Sebagaimana hadits Nabi; Rasulullah saw. pernah menyuruhku untuk mengurusi hewan kurbannya, menyedekahkan dagingnya, kulitnya serta bagian-bagiannya yang terbaik dan melarangku memberikannya kepada tukang jagal. Beliau bersabda: Kita akan memberinya dari yang kita miliki. (Shahih Muslim No.2320)

Dalam praktiknya, kulit biasanya oleh shohibul qurban diberikan ke masjid. Dari pihak masjid, dijual, dan hasilnya masuk ke kas masjid. Hal seperti ini diperbolehkan. Sedangkan untuk upah jagal, lebih baik dari shohibul qurban, atau biasanya lewat kas masjid untuk menyewa jagal. Jika demikian adanya, pihak takmir masjid harus menyewa jagal yang benar-benar memahami ketentuan menyembelih dalam islam.

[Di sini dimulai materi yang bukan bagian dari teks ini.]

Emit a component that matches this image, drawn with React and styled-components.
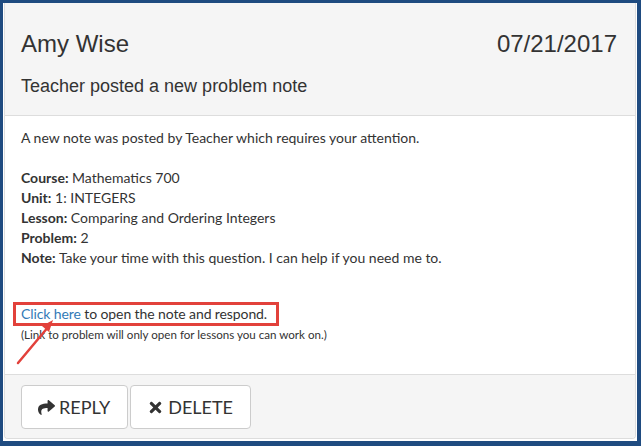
import React from 'react';
import styled, { createGlobalStyle } from 'styled-components';
import { FaShare, FaTimes } from 'react-icons/fa';

const GlobalStyle = createGlobalStyle`
    html, body {
        margin: 0;
        padding: 0;
        background: #1f4b80;
    }
`;

const Frame = styled.div`
    width: 641px;
    height: 446px;
    box-sizing: border-box;
    padding: 3px 4px 5px 3px;
    background: #1f4b80;
`;

const Sheet = styled.div`
    height: 100%;
    box-sizing: border-box;
    background: #fff;
    padding: 0 1px 2px 1px;
`;

const Panel = styled.div`
    height: 100%;
    box-sizing: border-box;
    border: 1px solid #ddd;
    border-top: none;
    border-radius: 0 0 4px 4px;
    display: flex;
    flex-direction: column;
    overflow: hidden;
`;

const Header = styled.div`
    background: #f5f5f5;
    border-bottom: 1px solid #ddd;
    height: 113px;
    box-sizing: border-box;
    padding: 28px 18px 0 16px;
    font-family: "Liberation Sans", Arial, sans-serif;
    color: #333;
`;

const TitleRow = styled.div`
    display: flex;
    justify-content: space-between;
    align-items: baseline;
    font-size: 24px;
    line-height: 26px;
`;

const Subtitle = styled.div`
    font-size: 18px;
    line-height: 20px;
    margin-top: 19px;
`;

const Body = styled.div`
    position: relative;
    flex: 1;
    padding: 12px 16px 0 16px;
    font-family: Lato, "Open Sans", sans-serif;
    font-size: 14px;
    line-height: 20px;
    color: #333;
`;

const Para = styled.p`
    margin: 0 0 ${p => p.$gap || 0}px 0;
`;

const Label = styled.b`
    font-weight: 700;
`;

const Callout = styled.div`
    display: inline-block;
    margin: 0 0 0 -8px;
    padding: 0 9px 0 5px;
    border: 3px solid #e2413b;
    line-height: 18px;
    letter-spacing: -0.1px;
`;

const Link = styled.a`
    color: #337ab7;
    text-decoration: none;
`;

const Hint = styled.div`
    font-size: 11.6px;
    line-height: 14px;
    margin-top: 2px;
`;

const Arrow = styled.svg`
    position: absolute;
    left: 11px;
    top: 199px;
    overflow: visible;
`;

const Footer = styled.div`
    background: #f5f5f5;
    border-top: 1px solid #ddd;
    height: 64px;
    box-sizing: border-box;
    padding: 10px 16px;
    display: flex;
    gap: 2px;
`;

const Button = styled.button`
    display: flex;
    align-items: center;
    gap: 4px;
    height: 44px;
    padding: 0 17px 0 16px;
    background: #fff;
    border: 1px solid #ccc;
    border-radius: 4px;
    font-family: Lato, "Open Sans", sans-serif;
    font-size: 18px;
    color: #333;
    text-transform: uppercase;
    svg {
        font-size: 17px;
    }
`;

const App = () => {
    return (
        <>
            <GlobalStyle />
            <Frame>
                <Sheet>
                    <Panel>
                        <Header>
                            <TitleRow>
                                <span>Amy Wise</span>
                                <span>07/21/2017</span>
                            </TitleRow>
                            <Subtitle>Teacher posted a new problem note</Subtitle>
                        </Header>
                        <Body>
                            <Para $gap={20}>A new note was posted by Teacher which requires your attention.</Para>
                            <Para><Label>Course:</Label> Mathematics 700</Para>
                            <Para><Label>Unit:</Label> 1: INTEGERS</Para>
                            <Para><Label>Lesson:</Label> Comparing and Ordering Integers</Para>
                            <Para><Label>Problem:</Label> 2</Para>
                            <Para $gap={34}><Label>Note:</Label> Take your time with this question. I can help if you need me to.</Para>
                            <Callout><Link href="#">Click here</Link> to open the note and respond.</Callout>
                            <Hint>(Link to problem will only open for lessons you can work on.)</Hint>
                            {/* annotation arrow */}
                            <Arrow width="50" height="50" viewBox="0 0 50 50">
                                <line x1="2" y1="48" x2="33" y2="11" stroke="#e2413b" strokeWidth="2.5" strokeLinecap="round" />
                                <path d="M37 5 L26 11 L33 17 Z" fill="#e2413b" />
                            </Arrow>
                        </Body>
                        <Footer>
                            <Button><FaShare /> Reply</Button>
                            <Button><FaTimes /> Delete</Button>
                        </Footer>
                    </Panel>
                </Sheet>
            </Frame>
        </>
    );
};

export default App;
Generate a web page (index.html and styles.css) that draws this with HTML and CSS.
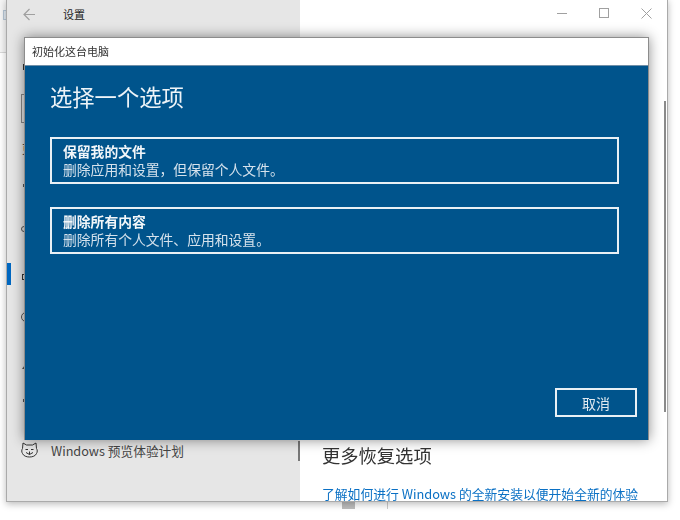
FILE: index.html
```html
<!DOCTYPE html>
<html lang="zh-CN">
<head>
<meta charset="utf-8">
<title>初始化这台电脑</title>
<link rel="stylesheet" href="styles.css">
</head>
<body>
<div class="desktop">
  <div class="stub-left"><span class="stub-icon"></span></div>
  <div class="stub-bottom"></div>
  <div class="stub-line"></div>
  <div class="settings">
    <aside class="sidebar">
      <div class="sidebar-head">
        <svg class="back" width="13" height="13" viewBox="0 0 13 13"><path d="M12 6.500H1M6.500 1 1 6.500 6.500 12"/></svg>
        <span class="app-title">设置</span>
      </div>
      <div class="side-frags">
        <span class="frag frag-home"></span>
        <span class="frag frag-search"></span>
        <span class="frag frag-text">更</span>
        <span class="frag frag-dot frag-dot-a"></span>
        <span class="frag frag-ring"></span>
        <span class="frag-active"></span>
        <span class="frag frag-square"></span>
        <span class="frag frag-circle"></span>
        <span class="frag frag-tri"></span>
        <span class="frag frag-dot frag-dot-b"></span>
      </div>
      <div class="side-item">
        <svg class="cat" width="17" height="16" viewBox="0 0 17 16"><path d="M2 1 5.500 3H11.500L15 1 15.500 6.500C16.500 8 16.500 10 15.500 11.500 14.500 14 11.500 15 8.500 15S2.500 14 1.500 11.500C.5 10 .5 8 1.500 6.500ZM4.500 7.500H7M10 7.500H12.500M5 10.500 8.500 12.500 12 10.500M8.500 9.500V12.500"/></svg>
        <span>Windows 预览体验计划</span>
      </div>
    </aside>
    <main class="content">
      <div class="caption">
        <svg width="11" height="11" viewBox="0 0 11 11"><path d="M0 5.500H10"/></svg>
        <svg width="11" height="11" viewBox="0 0 11 11"><rect x=".5" y=".5" width="9" height="9"/></svg>
        <svg width="11" height="11" viewBox="0 0 11 11"><path d="M.5 .5 10.500 10.500M10.500 .5 .5 10.500"/></svg>
      </div>
      <div class="more">
        <h2>更多恢复选项</h2>
        <a class="link">了解如何进行 Windows 的全新安装以便开始全新的体验</a>
      </div>
      <div class="scroll"></div>
    </main>
  </div>
  <section class="dialog">
    <header class="dialog-title">初始化这台电脑</header>
    <div class="dialog-body">
      <h1>选择一个选项</h1>
      <div class="option">
        <strong>保留我的文件</strong>
        <span>删除应用和设置，但保留个人文件。</span>
      </div>
      <div class="option">
        <strong>删除所有内容</strong>
        <span>删除所有个人文件、应用和设置。</span>
      </div>
      <div class="actions"><button class="cancel">取消</button></div>
    </div>
  </section>
</div>
</body>
</html>
```
FILE: styles.css
```css
* { box-sizing: border-box; }
html, body { margin: 0; height: 100%; background: #fff; }
body { font-family: "Noto Sans CJK SC", "Liberation Sans", sans-serif; overflow: hidden; }
.desktop { position: relative; width: 680px; height: 520px; overflow: hidden; filter: blur(.35px); }
.stub-left { position: absolute; left: 0; top: 0; width: 7px; height: 53px; background: #f5f5f5; border-bottom: 1px solid #d8d8d8; }
.stub-icon { position: absolute; left: 3px; top: 10px; width: 4px; height: 10px; background: #dfe7ef; border: 1px solid #b6c6d6; border-right: 0; }
.stub-bottom { position: absolute; left: 342px; top: 500px; width: 13px; height: 9px; background: #bdbdbd; }
.stub-line { position: absolute; left: 387px; top: 500px; width: 1px; height: 9px; background: #ccc; }
.settings { position: absolute; left: 6px; top: -1px; width: 662px; height: 503px; display: flex; background: #fff; border: 1px solid #aaa; border-top: 0; box-shadow: 0 2px 7px rgba(0,0,0,.28); overflow: visible; }
.sidebar { width: 293px; background: #e6e6e6; display: flex; flex-direction: column; color: #333; }
.sidebar-head { display: flex; align-items: center; height: 30px; padding: 0 0 0 16px; flex: none; }
.back { fill: none; stroke: #a0a0a0; stroke-width: 1.200; margin-right: 27px; }
.app-title { font-size: 11px; color: #222; }
.side-frags { position: relative; height: 412px; flex: none; }
.frag { position: absolute; }
.frag-home { left: 16px; top: 35px; width: 3px; height: 6px; background: #333; }
.frag-search { left: 14px; top: 65px; width: 6px; height: 29px; border: 1px solid #8a8a8a; border-right: 0; }
.frag-text { left: 15px; top: 112px; font-size: 12px; line-height: 16px; color: #222; }
.frag-dot { width: 2px; height: 3px; background: #555; }
.frag-dot-a { left: 16px; top: 155px; }
.frag-dot-b { left: 16px; top: 370px; }
.frag-ring { left: 14px; top: 197px; width: 6px; height: 6px; border: 1px solid #555; border-radius: 50%; }
.frag-active { position: absolute; left: 0; top: 234px; width: 4px; height: 22px; background: #0067c0; }
.frag-square { left: 15px; top: 245px; width: 5px; height: 6px; border: 1px solid #333; }
.frag-circle { left: 14px; top: 283px; width: 10px; height: 10px; border: 1px solid #555; border-radius: 50%; }
.frag-tri { left: 15px; top: 333px; width: 0; height: 0; border-left: 5px solid transparent; border-bottom: 7px solid #555; }
.side-item { display: flex; align-items: center; gap: 13px; padding: 0 0 2px 14px; height: 20px; font-size: 12.700px; color: #444; border-right: 2px solid #777; flex: none; }
.cat { fill: none; stroke: #333; stroke-width: 1; flex: none; }
.content { flex: 1; position: relative; display: flex; flex-direction: column; }
.caption { display: flex; justify-content: flex-end; gap: 31px; padding: 9px 15px 0 0; height: 31px; flex: none; }
.caption svg { fill: none; stroke: #a0a0a0; stroke-width: 1; }
.more { margin-top: auto; padding: 0 0 0 22px; white-space: nowrap; }
.more h2 { margin: 0 0 19px; font-size: 18.300px; font-weight: 400; line-height: 26px; color: #333; }
.link { display: block; font-size: 12.800px; line-height: 14px; color: #0a70c4; }
.scroll { position: absolute; right: 1px; top: 102px; width: 2px; height: 311px; background: #8a8a8a; }
.dialog { position: absolute; left: 24px; top: 37px; width: 625px; height: 403px; display: flex; flex-direction: column; border: 1px solid #8c8c8c; border-width: 1px 1px 0 1px; box-shadow: 0 0 12px rgba(0,0,0,.45); background: #00548c; }
.dialog-title { height: 28px; background: #fff; border-bottom: 1px solid #6f8fa8; padding-left: 7px; font-size: 11px; line-height: 26px; color: #333; flex: none; }
.dialog-body { flex: 1; display: flex; flex-direction: column; padding: 15px 11px 23px 25px; color: #fff; }
.dialog-body h1 { margin: 0 0 26px; font-size: 22.300px; font-weight: 400; line-height: 30px; color: #eef4f8; }
.option { width: 569px; height: 47px; border: 2px solid #e9f0f5; padding: 3px 0 0 11px; display: flex; flex-direction: column; margin-bottom: 23px; font-size: 13.800px; line-height: 18px; color: #d5e2ec; white-space: nowrap; }
.option strong { font-weight: 700; color: #f2f6f9; }
.actions { margin-top: auto; display: flex; justify-content: flex-end; }
.cancel { width: 82px; height: 29px; padding: 0; background: none; border: 2px solid #e9f0f5; color: #dfe9f0; font: 400 14px "Noto Sans CJK SC", sans-serif; }
```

F.     Teknis Pemotongan Hewan Kurban
1. Wajib Membaca lafazh Bismillah.

ketentuan ketika menyembelih kurban yang tidak dapat ditinggalkan atau wajib hukumnya adalah membaca basmalah “bismillahirrahmanirrahim”. Syarat ini adalah mutlak, tidak boleh ditinggalkan baik karena alas an lupa, tdak tahu, apalagi sengaja. Jika demikian, maka kurban tersebut tidak dianggap sah. Ketentuan ini dari Allah yaitu Surat al An’am 121 “Dan janganlah kamu memakan binatang-binatang yang tidak disebut nama Allah ketika menyembelihnya.” (Al-An’am: 121) . ketentuan lainnya adalah yang menyembelih harus lah seorang muslim. Jika memilih seorang jagal, haruslah jagal yang muslim dan amanah.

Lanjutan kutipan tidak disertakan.